President of Early Education, Professor Tony Bertram comments: “This election has seen promises to increase the number of hours of childcare for working families, and much less discussion about the quality of early education, especially for the most disadvantaged children. Every child has the right to the best possible start in life, including high quality care and education delivered by a well-qualified workforce. This may cost a little more, but all the evidence shows that it is an investment not a cost, with beneficial impacts on the educational achievement and well-being of our poorest children.”

An estimated two in five day nurseries currently have no graduate staff, but the open letter points to several additional sources of expertise to support this key priority, including a House of Lords Committee on Affordable Childcare, the Nuffield Foundation, charity Save the Children and research body the World Bank.

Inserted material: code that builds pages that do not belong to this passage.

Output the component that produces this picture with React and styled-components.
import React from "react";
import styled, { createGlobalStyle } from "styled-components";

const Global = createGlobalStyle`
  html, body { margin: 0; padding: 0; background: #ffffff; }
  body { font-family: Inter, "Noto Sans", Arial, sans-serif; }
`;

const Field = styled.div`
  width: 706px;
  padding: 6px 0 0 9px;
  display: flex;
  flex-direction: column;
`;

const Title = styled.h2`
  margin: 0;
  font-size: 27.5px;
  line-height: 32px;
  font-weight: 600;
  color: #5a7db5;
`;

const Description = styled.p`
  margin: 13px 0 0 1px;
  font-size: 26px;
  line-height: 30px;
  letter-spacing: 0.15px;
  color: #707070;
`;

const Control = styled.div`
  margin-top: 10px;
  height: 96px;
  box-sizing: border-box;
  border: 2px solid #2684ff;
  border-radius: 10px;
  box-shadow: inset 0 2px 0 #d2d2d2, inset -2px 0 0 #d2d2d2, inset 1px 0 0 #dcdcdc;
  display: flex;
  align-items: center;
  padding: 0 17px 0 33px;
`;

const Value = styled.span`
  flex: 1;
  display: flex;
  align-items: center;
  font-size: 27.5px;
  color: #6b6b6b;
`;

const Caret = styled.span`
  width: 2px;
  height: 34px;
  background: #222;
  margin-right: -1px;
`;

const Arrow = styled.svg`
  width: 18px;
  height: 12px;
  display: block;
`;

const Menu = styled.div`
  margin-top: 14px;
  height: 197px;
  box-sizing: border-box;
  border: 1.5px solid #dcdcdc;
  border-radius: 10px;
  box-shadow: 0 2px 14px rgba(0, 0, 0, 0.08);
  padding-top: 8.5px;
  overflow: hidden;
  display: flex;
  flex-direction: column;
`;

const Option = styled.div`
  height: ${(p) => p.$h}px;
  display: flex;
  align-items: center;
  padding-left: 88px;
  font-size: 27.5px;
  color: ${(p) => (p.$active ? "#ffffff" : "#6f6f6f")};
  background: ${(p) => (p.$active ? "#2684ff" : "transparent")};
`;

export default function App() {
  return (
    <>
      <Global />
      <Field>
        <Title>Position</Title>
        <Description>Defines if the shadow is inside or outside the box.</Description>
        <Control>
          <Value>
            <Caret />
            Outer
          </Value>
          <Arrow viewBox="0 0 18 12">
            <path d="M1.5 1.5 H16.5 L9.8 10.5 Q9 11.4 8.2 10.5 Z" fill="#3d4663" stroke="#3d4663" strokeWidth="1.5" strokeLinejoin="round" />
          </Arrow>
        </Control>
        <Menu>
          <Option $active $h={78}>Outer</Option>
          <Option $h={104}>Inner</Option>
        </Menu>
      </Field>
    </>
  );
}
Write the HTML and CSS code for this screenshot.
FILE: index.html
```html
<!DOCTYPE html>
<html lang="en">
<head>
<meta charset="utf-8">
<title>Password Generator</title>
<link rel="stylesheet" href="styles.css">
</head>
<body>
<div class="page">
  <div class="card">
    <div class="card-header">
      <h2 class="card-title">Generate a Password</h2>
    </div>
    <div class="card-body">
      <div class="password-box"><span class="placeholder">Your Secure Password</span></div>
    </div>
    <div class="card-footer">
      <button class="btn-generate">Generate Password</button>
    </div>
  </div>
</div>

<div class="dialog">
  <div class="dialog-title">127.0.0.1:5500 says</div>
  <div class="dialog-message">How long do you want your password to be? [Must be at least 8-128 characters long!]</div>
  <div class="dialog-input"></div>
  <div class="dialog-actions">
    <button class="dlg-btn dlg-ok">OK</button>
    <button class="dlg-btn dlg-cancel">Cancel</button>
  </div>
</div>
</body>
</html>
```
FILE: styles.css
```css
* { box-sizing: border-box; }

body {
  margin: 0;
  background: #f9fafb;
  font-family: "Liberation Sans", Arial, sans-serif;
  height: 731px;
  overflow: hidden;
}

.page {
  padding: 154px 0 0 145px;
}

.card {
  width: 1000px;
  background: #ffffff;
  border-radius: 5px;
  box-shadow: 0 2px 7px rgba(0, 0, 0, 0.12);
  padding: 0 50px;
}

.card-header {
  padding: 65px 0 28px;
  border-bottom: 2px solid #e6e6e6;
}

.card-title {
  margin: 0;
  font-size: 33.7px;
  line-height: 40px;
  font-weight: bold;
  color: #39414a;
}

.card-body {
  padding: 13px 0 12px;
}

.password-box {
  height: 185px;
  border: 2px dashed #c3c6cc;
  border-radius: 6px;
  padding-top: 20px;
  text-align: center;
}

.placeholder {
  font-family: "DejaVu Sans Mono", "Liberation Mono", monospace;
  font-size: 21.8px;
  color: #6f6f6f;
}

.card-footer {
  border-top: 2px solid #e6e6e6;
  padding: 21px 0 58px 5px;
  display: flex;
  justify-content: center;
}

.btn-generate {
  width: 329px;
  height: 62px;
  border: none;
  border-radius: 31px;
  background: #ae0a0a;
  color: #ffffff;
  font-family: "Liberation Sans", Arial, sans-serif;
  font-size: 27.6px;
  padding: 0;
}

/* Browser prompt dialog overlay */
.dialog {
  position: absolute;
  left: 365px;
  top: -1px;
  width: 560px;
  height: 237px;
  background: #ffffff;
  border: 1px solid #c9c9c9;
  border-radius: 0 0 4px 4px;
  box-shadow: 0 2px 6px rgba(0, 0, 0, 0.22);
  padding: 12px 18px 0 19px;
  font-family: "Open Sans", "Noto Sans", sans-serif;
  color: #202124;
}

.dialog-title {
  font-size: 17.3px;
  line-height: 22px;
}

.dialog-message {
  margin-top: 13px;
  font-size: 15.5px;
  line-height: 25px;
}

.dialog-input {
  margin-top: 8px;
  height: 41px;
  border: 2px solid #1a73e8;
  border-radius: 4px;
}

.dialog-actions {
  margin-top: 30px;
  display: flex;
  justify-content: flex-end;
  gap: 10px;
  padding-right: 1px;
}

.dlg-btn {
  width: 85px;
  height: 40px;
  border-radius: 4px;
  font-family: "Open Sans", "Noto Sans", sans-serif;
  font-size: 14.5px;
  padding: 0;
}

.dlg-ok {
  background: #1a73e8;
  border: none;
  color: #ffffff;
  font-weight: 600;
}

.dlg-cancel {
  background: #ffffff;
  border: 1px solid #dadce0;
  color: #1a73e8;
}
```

Chief executive of Early Education, Beatrice Merrick, says: “Politicians of all parties clearly think offering more hours of free childcare will appeal to parents, but they need to look rigorously at the evidence of whether that is a good use of scarce public funds. One clear lesson from every previous expansion of early years provision is that quality does not keep up with quantity when the sector is pressured to grow too fast.” director Davina Ludlow says: “As the Early Education’s open letter highlights, it is vital that the quality of our early years education is not diluted by focussing on increasing the quantity of it.

“The Government needs to concentrate on ensuring there is consistent high quality provision through workforce development and increasing staff ratios.

“Steps like ensuring all early years staff are encouraged to become highly-trained early educators and Early Years Teachers are given Qualified Teacher Status, as well as increases in pay, would go a long way in helping to achieve this.

“The first five years of a child’s life are vital in shaping the adult they will become – whatever their background – as they all have the right to reach their full potential."